▶ PROBLEM TO WORK ON:
Copy each line that holds "React".

▼▼▼

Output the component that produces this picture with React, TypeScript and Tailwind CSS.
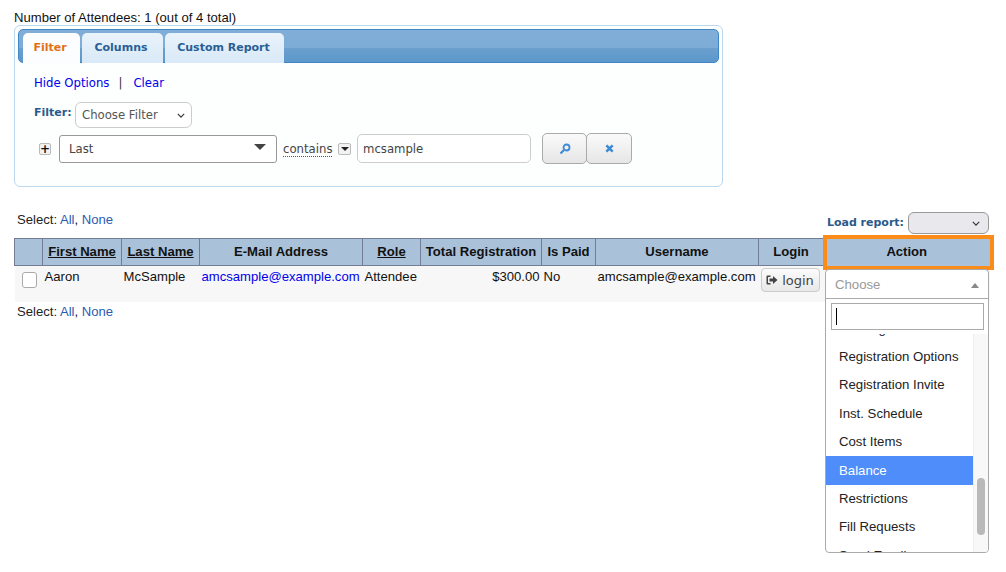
import React from "react";

const uiFont = "font-['DejaVu_Sans',sans-serif]";

const actionItems = [
  "Meeting",
  "Registration Options",
  "Registration Invite",
  "Inst. Schedule",
  "Cost Items",
  "Balance",
  "Restrictions",
  "Fill Requests",
  "Send Email",
];

function Chevron({ className }: { className?: string }) {
  return (
    <svg viewBox="0 0 10 6" className={className} fill="none" stroke="#333" strokeWidth="1.4">
      <path d="M1 1l4 4 4-4" />
    </svg>
  );
}

function SelectLinks() {
  return (
    <div className="text-[13.1px] leading-[16px] text-[#222]">
      Select: <a className="text-[#2b5cb3]">All</a>, <a className="text-[#2b5cb3]">None</a>
    </div>
  );
}

function FilterPanel() {
  return (
    <div className="ml-[14px] h-[162px] w-[709px] rounded-[6px] border border-[#bcd8ef] bg-[#fdfefe] p-[3px]">
      {/* tab bar */}
      <div className="flex h-[34px] items-end gap-[2px] rounded-[5px] border border-[#3f87c7] bg-[linear-gradient(180deg,#80aed7_0%,#7dacd6_55%,#6a9fcf_58%,#5c98ca_100%)] pl-[4px]">
        <div className={`${uiFont} -mb-px flex h-[30px] w-[57px] items-center justify-center rounded-t-[5px] bg-[#fbfdfe] pr-[3px] pt-[1px] text-[11px] font-bold text-[#e0701a]`}>
          Filter
        </div>
        <div className={`${uiFont} -mb-px flex h-[30px] w-[81px] items-center justify-center rounded-t-[5px] bg-[linear-gradient(180deg,#e9f3fb,#d9e9f7)] pr-[3px] pt-[1px] text-[11px] font-bold text-[#2a5f95]`}>
          Columns
        </div>
        <div className={`${uiFont} -mb-px flex h-[30px] w-[119px] items-center justify-center rounded-t-[5px] bg-[linear-gradient(180deg,#e9f3fb,#d9e9f7)] pr-[2px] pt-[1px] text-[11px] font-bold text-[#2a5f95]`}>
          Custom Report
        </div>
      </div>

      <div className={`${uiFont} text-[11.7px]`}>
        <div className="ml-[16px] mt-[13px] flex h-[16px] items-center text-[#0000ee]">
          <a>Hide Options</a>
          <span className="ml-[9px] text-[#333]">|</span>
          <a className="ml-[11px]">Clear</a>
        </div>

        <div className="ml-[16px] mt-[10px] flex items-start">
          <span className="mt-[3px] w-[36px] whitespace-nowrap text-[11px] font-bold text-[#2a5a8c]">Filter:</span>
          <div className="ml-[5px] flex h-[26px] w-[117px] items-center justify-between rounded-[6px] border border-[#ccc] bg-white pl-[6px] pr-[6px] pt-[1px] text-[#555]">
            <span>Choose Filter</span>
            <Chevron className="h-[5px] w-[8px]" />
          </div>
        </div>

        <div className="ml-[21px] mt-[5px] flex items-center">
          <div className="flex h-[12px] w-[12px] items-center justify-center rounded-[2px] border border-[#bbb] bg-[#f2f2f2] text-[12px] font-bold leading-none text-[#111]">
            +
          </div>
          <div className="ml-[8px] flex h-[28px] w-[218px] items-center justify-between rounded-[3px] border border-[#999] bg-white pl-[9px] pr-[10px] text-[#444]">
            <span className="mt-[2px]">Last</span>
            <span className="mb-[3px] h-0 w-0 border-x-[6px] border-t-[6px] border-x-transparent border-t-[#444]" />
          </div>
          <span className="ml-[6px] mt-[1px] w-[49px] whitespace-nowrap border-b border-dotted border-[#555] leading-[14px] text-[#444]">contains</span>
          <div className="ml-[6px] flex h-[12px] w-[13px] items-center justify-center rounded-[2px] border border-[#bbb] bg-[#f2f2f2]">
            <span className="h-0 w-0 border-x-[4px] border-t-[4px] border-x-transparent border-t-[#222]" />
          </div>
          <div className="ml-[6px] flex h-[29px] w-[174px] items-center rounded-[5px] border border-[#ccc] bg-white pl-[5px] pt-[2px] text-[#444]">
            mcsample
          </div>
          <button className="ml-[11px] flex h-[31px] w-[45px] items-center justify-center rounded-[5px] border border-[#aaa] bg-[linear-gradient(180deg,#fafafa,#e6e6e6)]">
            <svg viewBox="0 0 12 12" className="h-[12px] w-[12px]" fill="none" stroke="#3d8ad6" strokeWidth="1.8">
              <circle cx="7.5" cy="4.5" r="3" />
              <path d="M5 7L1.5 10.5" strokeWidth="2.2" />
            </svg>
          </button>
          <button className="-ml-px flex h-[31px] w-[46px] items-center justify-center rounded-[5px] border border-[#aaa] bg-[linear-gradient(180deg,#fafafa,#e6e6e6)]">
            <svg viewBox="0 0 10 10" className="h-[9px] w-[9px]" fill="none" stroke="#3d8ad6" strokeWidth="2.8">
              <path d="M1.5 1.5l7 7M8.5 1.5l-7 7" />
            </svg>
          </button>
        </div>
      </div>
    </div>
  );
}

function ActionDropdown() {
  return (
    <div className="absolute left-[825px] top-[269px] flex h-[284px] w-[164px] flex-col overflow-hidden rounded-[4px] border border-[#aaa] bg-white text-[13.2px]">
      <div className="flex h-[29px] shrink-0 items-center justify-between border-b border-[#aaa] pl-[9px] pr-[9px] pt-[2px] text-[#999]">
        <span>Choose</span>
        <span className="h-0 w-0 border-x-[4px] border-b-[5px] border-x-transparent border-b-[#888]" />
      </div>
      <div className="flex h-[35px] shrink-0 items-center pl-[5px] pr-[4px]">
        <div className="flex h-[27px] w-full items-center border border-[#aaa] pl-[4px]">
          <span className="h-[17px] w-px bg-black" />
        </div>
      </div>
      <div className="flex min-h-0 flex-1">
        <div className="min-w-0 flex-1 overflow-hidden">
          <div className="-mt-[19.6px]">
            {actionItems.map((item) => (
              <div
                key={item}
                className={
                  item === "Balance"
                    ? "flex h-[28.4px] items-center bg-[#4f8dfb] pl-[13px] text-white"
                    : "flex h-[28.4px] items-center pl-[13px] text-[#222]"
                }
              >
                {item}
              </div>
            ))}
          </div>
        </div>
        <div className="relative w-[15px] shrink-0 border-l border-[#eee] bg-[#f8f8f8]">
          <div className="absolute left-[3px] top-[144px] h-[57px] w-[8px] rounded-[4px] bg-[#b9b9b9]" />
        </div>
      </div>
    </div>
  );
}

export default function App() {
  const thBase = "border border-[#727c94] text-center font-bold text-[#111]";
  return (
    <div className="relative h-[572px] w-[1006px] overflow-hidden bg-white font-['Liberation_Sans',sans-serif]">
      <div className="ml-[14px] pt-[10px] text-[13.1px] leading-[15px] text-[#111]">
        Number of Attendees: 1 (out of 4 total)
      </div>
      <FilterPanel />

      <div className="mt-[25px] flex h-[26px] items-start justify-between pl-[17px] pr-[17px]">
        <SelectLinks />
        <div className="flex items-center">
          <span className={`${uiFont} text-[11px] font-bold text-[#2a5a8c]`}>Load report:</span>
          <div className="ml-[4px] flex h-[22px] w-[81px] items-center justify-end rounded-[6px] border border-[#999] bg-[#e8e8ed] pr-[8px]">
            <Chevron className="h-[5px] w-[8px]" />
          </div>
        </div>
      </div>

      <table className="ml-[14px] w-[975px] table-fixed border-collapse text-[13.1px]">
        <colgroup>
          <col className="w-[28px]" />
          <col className="w-[79px]" />
          <col className="w-[78px]" />
          <col className="w-[163px]" />
          <col className="w-[58px]" />
          <col className="w-[121px]" />
          <col className="w-[54px]" />
          <col className="w-[163px]" />
          <col className="w-[65px]" />
          <col className="w-[166px]" />
        </colgroup>
        <thead>
          <tr className="h-[27px] bg-[#a9c1d9]">
            <th className={thBase} />
            <th className={`${thBase} underline`}>First Name</th>
            <th className={`${thBase} underline`}>Last Name</th>
            <th className={thBase}>E-Mail Address</th>
            <th className={`${thBase} underline`}>Role</th>
            <th className={thBase}>Total Registration</th>
            <th className={thBase}>Is Paid</th>
            <th className={thBase}>Username</th>
            <th className={thBase}>Login</th>
            <th className={`${thBase} relative border-none`}>
              Action
              <div className="absolute -bottom-[4px] -left-[1px] -right-[4px] -top-[4px] border-4 border-[#fb8c1a]" />
            </th>
          </tr>
        </thead>
        <tbody>
          <tr className="h-[36px] bg-[#f7f7f7] align-top leading-[15px] text-[#111]">
            <td className="pl-[7px] pt-[6px]">
              <div className="h-[16px] w-[15px] rounded-[3px] border border-[#aaa] bg-white" />
            </td>
            <td className="pl-[2px] pt-[3px]">Aaron</td>
            <td className="pl-[2px] pt-[3px]">McSample</td>
            <td className="pl-[2px] pt-[3px] whitespace-nowrap text-[#0000ee]">amcsample@example.com</td>
            <td className="pl-[2px] pt-[3px]">Attendee</td>
            <td className="pr-[2px] pt-[3px] text-right">$300.00</td>
            <td className="pl-[2px] pt-[3px]">No</td>
            <td className="pl-[2px] pt-[3px] whitespace-nowrap">amcsample@example.com</td>
            <td className="pl-[2px] pt-[2px]">
              <button className={`${uiFont} flex h-[24px] w-[59px] items-center justify-center gap-[4px] rounded-[4px] border border-[#ccc] bg-[linear-gradient(180deg,#fcfcfc,#e8e8e8)] text-[13px] text-[#444]`}>
                <svg viewBox="0 0 12 10" className="h-[10px] w-[12px]" fill="#444">
                  <path d="M4.5 0.5H1.5A1 1 0 0 0 .5 1.5v7a1 1 0 0 0 1 1h3V8H2V2h2.5z" />
                  <path d="M3.5 3.5H7V1l4.5 4L7 9V6.5H3.5z" />
                </svg>
                login
              </button>
            </td>
            <td />
          </tr>
        </tbody>
      </table>

      <div className="ml-[17px] mt-[2px]">
        <SelectLinks />
      </div>

      <ActionDropdown />
    </div>
  );
}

▲▲▲

▶ WRITTEN RESPONSE:
Output the component that produces this picture with React, TypeScript and Tailwind CSS.
import React from "react";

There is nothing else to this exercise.